The paper introduces a novel methodology for measuring portamento in string performance through a spectrographic gradient, which is a significant advancement over existing binary measures of portamento presence and duration. The combination of Sonic Visualizer for spectrogram analysis and GIMP for pixel analysis is innovative, allowing for a more nuanced understanding of musical expressiveness. The calibration of the gradient measurement to physical units (Hz/second) adds rigor and comparability to the findings.
The experiments are well-structured, utilizing a corpus of 22 recordings spanning over eight decades. The analysis of gradient values and their correlation with tempo provides empirical support for the paper's hypotheses. The use of historical recordings adds depth to the findings, showing a continuous decline in portamento expressiveness rather than a simple absence.
The methodology is detailed, with clear steps for measurement and calibration, which should allow for reproducibility by other researchers. However, the reliance on human judgment in placing reference points for gradient measurement introduces variability that could affect reproducibility.
The study is limited to specific passages of two sonatas, which may not generalize across the entire cello repertoire. Additionally, the subjective nature of reference point placement could lead to inconsistencies in gradient measurement. The calibration constants are also specific to the settings used, which may limit comparisons with other studies.

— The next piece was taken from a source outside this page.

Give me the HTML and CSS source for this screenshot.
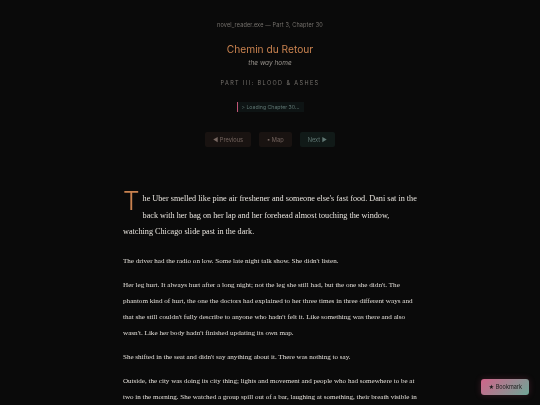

This research has the potential to influence both musicology and performance practice by providing a quantitative framework for analyzing expressive techniques in string performance. The findings could inform teaching practices and performance interpretations, as well as contribute to the broader understanding of stylistic evolution in music. This paper introduces a new quantitative descriptor for portamento in string performance, significantly enhancing the analysis of expressive techniques in historical recordings. The innovative methodology and empirical findings provide valuable insights into the evolution of musical expression, making a meaningful contribution to the fields of musicology and audio analysis.